• TO DO:
Wherever a line in the data below holds "with", copy that line.

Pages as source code
▶
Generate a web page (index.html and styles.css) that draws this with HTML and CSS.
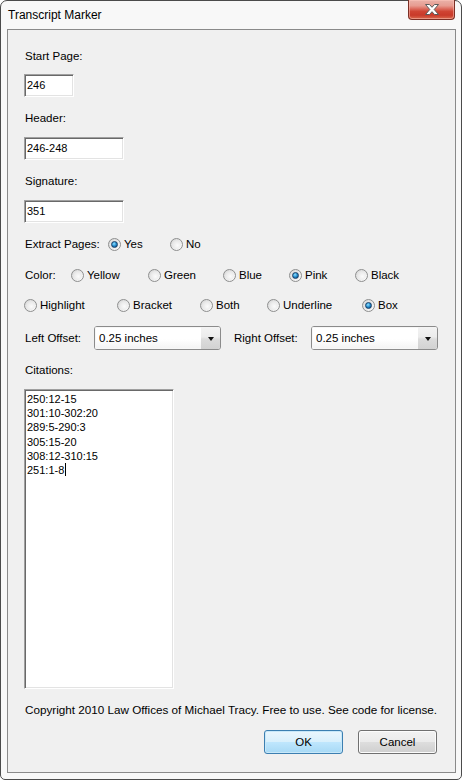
FILE: index.html
```html
<!DOCTYPE html>
<html>
<head>
<meta charset="utf-8">
<link rel="stylesheet" href="styles.css">
</head>
<body>
<div class="window">
  <div class="titlebar">
    <span class="title">Transcript Marker</span>
    <div class="close">
      <svg width="16" height="11" viewBox="0 0 16 11">
        <path d="M1.5 0.5 H5.5 L8 3.3 L10.5 0.5 H14.5 L10.2 5.5 L14.5 10.5 H10.5 L8 7.7 L5.5 10.5 H1.5 L5.8 5.5 Z" fill="#fff" stroke="#5a5a5a" stroke-width="1" stroke-linejoin="round"/>
      </svg>
    </div>
  </div>
  <div class="client">
    <div class="label first">Start Page:</div>
    <div class="tb w50">246</div>
    <div class="label gap13">Header:</div>
    <div class="tb w100">246-248</div>
    <div class="label gap13">Signature:</div>
    <div class="tb w100">351</div>

    <div class="row gap13">
      <span class="rlabel w84">Extract Pages:</span>
      <span class="opt w62"><span class="radio on"></span>Yes</span>
      <span class="opt"><span class="radio"></span>No</span>
    </div>
    <div class="row gap15">
      <span class="rlabel w47">Color:</span>
      <span class="opt w77"><span class="radio"></span>Yellow</span>
      <span class="opt w75"><span class="radio"></span>Green</span>
      <span class="opt w66"><span class="radio"></span>Blue</span>
      <span class="opt w66"><span class="radio on"></span>Pink</span>
      <span class="opt"><span class="radio"></span>Black</span>
    </div>
    <div class="row gap14">
      <span class="opt w93"><span class="radio"></span>Highlight</span>
      <span class="opt w83"><span class="radio"></span>Bracket</span>
      <span class="opt w67"><span class="radio"></span>Both</span>
      <span class="opt w95"><span class="radio"></span>Underline</span>
      <span class="opt"><span class="radio on"></span>Box</span>
    </div>

    <div class="offsets">
      <span class="rlabel w70">Left Offset:</span>
      <div class="select"><span class="sel-text">0.25 inches</span><span class="sel-btn"><span class="tri"></span></span></div>
      <span class="rlabel right-label">Right Offset:</span>
      <div class="select"><span class="sel-text">0.25 inches</span><span class="sel-btn"><span class="tri"></span></span></div>
    </div>

    <div class="label gap12">Citations:</div>
    <div class="textarea">
      <div>250:12-15</div>
      <div>301:10-302:20</div>
      <div>289:5-290:3</div>
      <div>305:15-20</div>
      <div>308:12-310:15</div>
      <div>251:1-8<span class="caret"></span></div>
    </div>

    <div class="label gap13 copyright">Copyright 2010 Law Offices of Michael Tracy. Free to use. See code for license.</div>

    <div class="buttons">
      <div class="btn default">OK</div>
      <div class="btn">Cancel</div>
    </div>
  </div>
</div>
</body>
</html>
```
FILE: styles.css
```css
html, body {
  margin: 0;
  padding: 0;
  background: #ffffff;
}

.window {
  box-sizing: border-box;
  width: 462px;
  height: 780px;
  border: 1px solid #4b4b4b;
  border-radius: 7px 7px 5px 5px;
  background: #f8f8f8;
  padding: 0 5px 6px 6px;
  display: flex;
  flex-direction: column;
  font-family: "Liberation Sans", Arial, sans-serif;
  font-size: 11.5px;
  color: #000;
}

.titlebar {
  height: 28px;
  display: flex;
  align-items: flex-start;
  justify-content: space-between;
}

.title {
  font-size: 12px;
  margin-left: 1px;
  line-height: 28px;
  color: #000;
}

.close {
  box-sizing: border-box;
  width: 47px;
  height: 20px;
  margin-top: -1px;
  margin-right: 1px;
  border: 1px solid #7b2f25;
  border-top: none;
  border-radius: 0 0 4px 4px;
  background: linear-gradient(to bottom, #eab2a9 0%, #e79c91 30%, #dd6f62 45%, #cf4433 60%, #c93a2a 80%, #d96a4e 100%);
  box-shadow: inset 0 0 0 1px rgba(255, 200, 190, 0.5);
  display: flex;
  align-items: center;
  justify-content: center;
}

.client {
  box-sizing: border-box;
  flex: 1;
  border: 1px solid #8a8a8a;
  background: #f0f0f0;
  padding: 0 18px 0 16px;
  display: flex;
  flex-direction: column;
  align-items: flex-start;
}

.label {
  height: 16px;
  line-height: 16px;
  margin-left: 1px;
  white-space: nowrap;
}
.copyright {
  font-size: 11.7px;
}

.first { margin-top: 18px; }
.gap12 { margin-top: 12px; }
.gap13 { margin-top: 13px; }
.gap14 { margin-top: 14px; }
.gap15 { margin-top: 15px; }

.tb {
  box-sizing: border-box;
  height: 23px;
  margin-top: 10px;
  background: #fff;
  border: 1px solid;
  border-color: #a0a0a0 #ffffff #ffffff #a0a0a0;
  box-shadow: inset 1px 1px 0 #696969, inset -1px -1px 0 #e3e3e3;
  padding: 0 2px;
  line-height: 21px;
  font-size: 11px;
}
.w50 { width: 50px; }
.w100 { width: 100px; }

.label.gap13 + .tb { margin-top: 11px; }

.row {
  display: flex;
  align-items: center;
  height: 16px;
}

.rlabel {
  display: inline-block;
  margin-left: 1px;
  white-space: nowrap;
}
.w84 { width: 83px; }
.w47 { width: 46px; }
.w70 { width: 69px; }

.opt {
  display: inline-flex;
  align-items: center;
  white-space: nowrap;
}
.w62 { width: 62px; }
.w77 { width: 77px; }
.w75 { width: 75px; }
.w66 { width: 66px; }
.w93 { width: 93px; }
.w83 { width: 83px; }
.w67 { width: 67px; }
.w95 { width: 95px; }

.radio {
  box-sizing: border-box;
  position: relative;
  width: 13px;
  height: 13px;
  border-radius: 50%;
  border: 1px solid #8e8f8f;
  background: radial-gradient(circle at 65% 65%, #ffffff 0%, #f4f4f4 35%, #dcdcdc 75%, #c8c8c8 100%);
  margin-right: 3px;
  flex: none;
}
.radio::before {
  content: "";
  position: absolute;
  left: 1px;
  top: 1px;
  width: 9px;
  height: 9px;
  border-radius: 50%;
  background: radial-gradient(circle at 60% 60%, #fbfbfb 0%, #e9e9e9 60%, #d2d2d2 100%);
}
.radio.on::after {
  content: "";
  position: absolute;
  left: 2px;
  top: 2px;
  width: 7px;
  height: 7px;
  box-sizing: border-box;
  border-radius: 50%;
  border: 1px solid #1a3f66;
  background: radial-gradient(circle at 40% 35%, #9ae0ff 0%, #3fa6de 35%, #0f68ab 70%, #0b4a80 100%);
}

.offsets {
  display: flex;
  align-items: center;
  height: 24px;
  margin-top: 13px;
}
.right-label {
  margin-left: 13px;
  width: 77px;
}

.select {
  box-sizing: border-box;
  width: 127px;
  height: 24px;
  border: 1px solid #8b8b8b;
  border-radius: 3px;
  background: #fff;
  display: flex;
  overflow: hidden;
}
.sel-text {
  flex: 1;
  padding-left: 3px;
  line-height: 21px;
  background: linear-gradient(to bottom, #ffffff 0%, #ffffff 55%, #f4f4f4 100%);
  border: 1px solid #f7f7f7;
  border-right: none;
}
.sel-btn {
  width: 19px;
  background: linear-gradient(to bottom, #f3f3f3 0%, #ececec 45%, #dcdcdc 55%, #d2d2d2 100%);
  display: flex;
  align-items: center;
  justify-content: center;
}
.tri {
  width: 0;
  height: 0;
  border-left: 3.5px solid transparent;
  border-right: 3.5px solid transparent;
  border-top: 4px solid #111;
  margin-top: 2px;
}

.textarea {
  box-sizing: border-box;
  width: 150px;
  height: 300px;
  margin-top: 11px;
  background: #fff;
  border: 1px solid;
  border-color: #a0a0a0 #ffffff #ffffff #a0a0a0;
  box-shadow: inset 1px 1px 0 #696969, inset -1px -1px 0 #e3e3e3;
  padding: 2px 2px 0 2px;
  line-height: 14.2px;
  font-size: 11px;
}
.caret {
  display: inline-block;
  width: 1px;
  height: 13px;
  background: #000;
  vertical-align: -2px;
  margin-left: 1px;
}

.buttons {
  display: flex;
  gap: 15px;
  margin-top: 12px;
  align-self: flex-end;
}
.btn {
  box-sizing: border-box;
  width: 79px;
  height: 24px;
  border: 1px solid #707070;
  border-radius: 3px;
  background: linear-gradient(to bottom, #f2f2f2 0%, #ebebeb 48%, #dddddd 52%, #cfcfcf 100%);
  box-shadow: inset 0 0 0 1px #fcfcfc;
  display: flex;
  align-items: center;
  justify-content: center;
  font-size: 11.5px;
}
.btn.default {
  border-color: #3c7fb1;
  background: linear-gradient(to bottom, #eaf6fd 0%, #d9f0fc 48%, #bee6fd 52%, #a7d9f5 100%);
  box-shadow: inset 0 0 0 1px #c8e8f9;
}
```
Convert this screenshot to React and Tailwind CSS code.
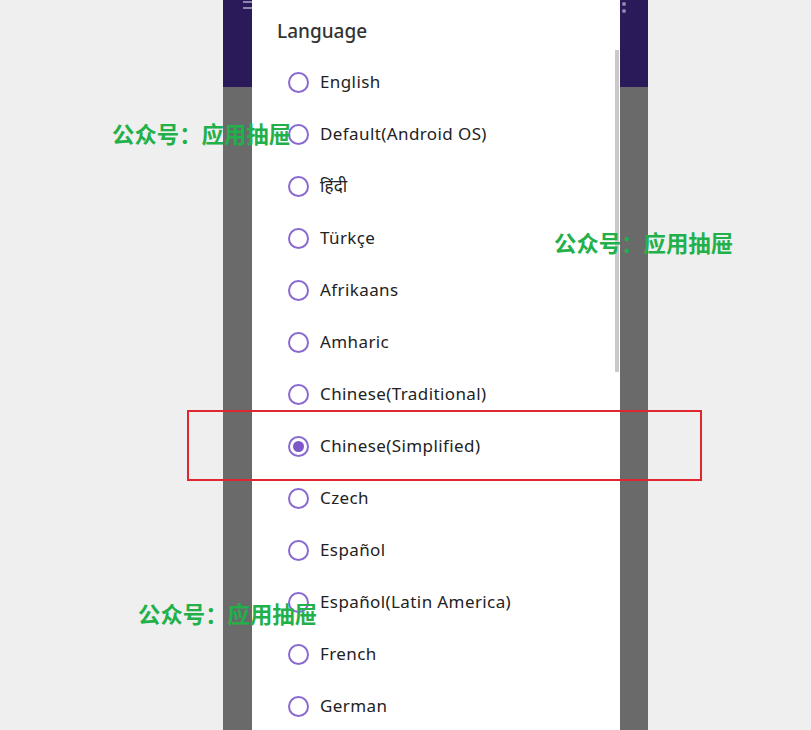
const languages = [
  "English",
  "Default(Android OS)",
  "हिंदी",
  "Türkçe",
  "Afrikaans",
  "Amharic",
  "Chinese(Traditional)",
  "Chinese(Simplified)",
  "Czech",
  "Español",
  "Español(Latin America)",
  "French",
  "German",
];

const selected = "Chinese(Simplified)";

function Radio({ checked }) {
  return (
    <span className="flex h-[21px] w-[21px] shrink-0 items-center justify-center rounded-full border-2 border-[#8a6acf]">
      {checked && <span className="h-[11px] w-[11px] rounded-full bg-[#7e57c9]" />}
    </span>
  );
}

function Watermark({ className }) {
  return (
    <div
      className={`absolute text-[22.4px] font-bold leading-none text-[#22b04a] ${className}`}
      style={{ fontFamily: '"Noto Sans CJK SC", sans-serif' }}
    >
      公众号：应用抽屉
    </div>
  );
}

export default function App() {
  return (
    <div
      className="relative h-[730px] w-[811px] overflow-hidden bg-[#efefef]"
      style={{ fontFamily: '"Noto Sans", "Noto Sans Devanagari", sans-serif' }}
    >
      <div className="relative ml-[223px] flex h-full w-[425px] flex-col">
        <div className="h-[87px] bg-[#2a1a5a]" />
        <div className="flex-1 bg-[#6a6a6a]" />

        {/* toolbar icons peeking above the dialog */}
        <div className="absolute left-[20px] top-[1px] flex flex-col gap-[4px]">
          <span className="h-[2px] w-[10px] bg-[#8f86ad]" />
          <span className="h-[2px] w-[10px] bg-[#8f86ad]" />
        </div>
        <div className="absolute left-[399px] top-[2px] flex flex-col gap-[3px]">
          <span className="h-[4px] w-[4px] rounded-full bg-[#8f86ad]" />
          <span className="h-[4px] w-[4px] rounded-full bg-[#8f86ad]" />
        </div>

        {/* dialog */}
        <div className="absolute bottom-0 left-[29px] top-0 w-[368px] bg-white">
          <div className="flex h-[56px] items-center pl-[25px] pt-[6px] text-[19px] font-medium text-[#333333]">
            Language
          </div>
          <ul>
            {languages.map((lang) => (
              <li key={lang} className="flex h-[52px] items-center gap-[11px] pl-[36px]">
                <Radio checked={lang === selected} />
                <span className="text-[17px] tracking-[0.4px] text-[#222222]">{lang}</span>
              </li>
            ))}
          </ul>
          <div className="absolute right-[1px] top-[50px] h-[322px] w-[4px] bg-[#c9c9c9]" />
        </div>
      </div>

      <Watermark className="left-[112px] top-[122px]" />
      <Watermark className="left-[554px] top-[231px]" />
      <Watermark className="left-[138px] top-[602px]" />

      <div className="absolute left-[187px] top-[410px] h-[71px] w-[515px] border-2 border-[#e0262e]" />
    </div>
  );
}
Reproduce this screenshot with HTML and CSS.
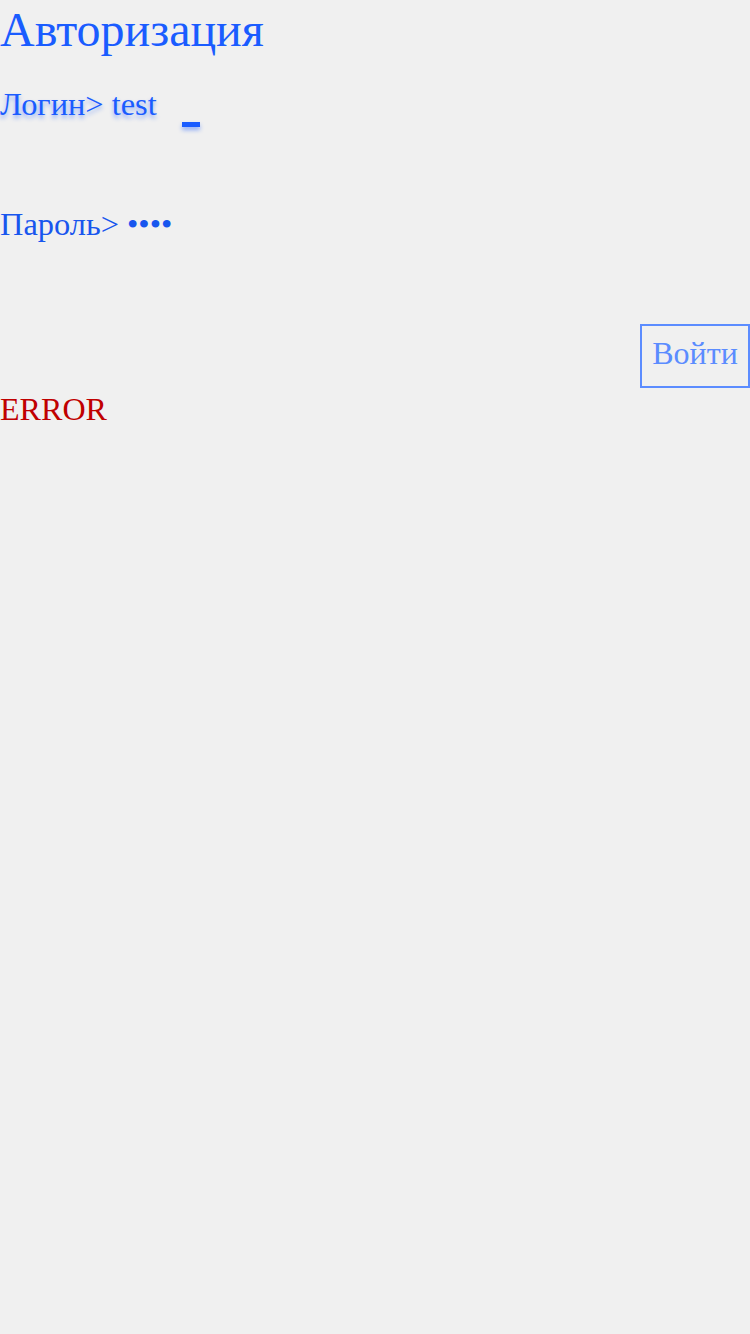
FILE: index.html
```html
<!DOCTYPE html>
<html lang="ru">
<head>
<meta charset="utf-8">
<title>Авторизация</title>
<link rel="stylesheet" href="styles.css">
</head>
<body>
<div class="page">
  <h1 class="title">Авторизация</h1>
  <div class="row login-row">
    <span class="label glow">Логин&gt; test</span>
    <span class="cursor"></span>
  </div>
  <div class="row pass-row">
    <span class="label pass">Пароль&gt; ••••</span>
  </div>
  <div class="actions">
    <button class="btn" type="button">Войти</button>
  </div>
  <div class="error">ERROR</div>
</div>
</body>
</html>
```
FILE: styles.css
```css
html, body {
  margin: 0;
  padding: 0;
  background: #f0f0f0;
}
body {
  font-family: "Liberation Serif", "Times New Roman", serif;
  color: #1a5cff;
  font-size: 32.4px;
}
.page {
  display: flex;
  flex-direction: column;
}
.title {
  margin: 0;
  font-size: 48px;
  font-weight: normal;
  line-height: 60px;
  color: #1a5cff;
}
.row {
  display: flex;
  align-items: flex-start;
}
.login-row {
  margin-top: 26px;
  height: 120px;
}
.label {
  line-height: 37px;
}
.glow {
  text-shadow: 0 3px 4px rgba(26, 92, 255, 0.45);
}
.pass {
  color: #1856ee;
}
.cursor {
  width: 18px;
  height: 5px;
  background: #1a5cff;
  margin-left: 25px;
  margin-top: 36px;
  box-shadow: 0 3px 4px rgba(26, 92, 255, 0.45);
}
.pass-row {
  height: 118px;
}
.actions {
  display: flex;
  justify-content: flex-end;
}
.btn {
  font-family: inherit;
  font-size: 32px;
  color: #5b8cff;
  background: transparent;
  border: 2px solid #5b8cff;
  width: 110px;
  height: 64px;
  padding: 0 0 5px;
  margin: 0;
}
.error {
  color: #c00000;
  font-size: 32.1px;
  line-height: 42px;
}
```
◀
• TASK OUTPUT:
Generate a web page (index.html and styles.css) that draws this with HTML and CSS.
Reproduce this screenshot with HTML and CSS.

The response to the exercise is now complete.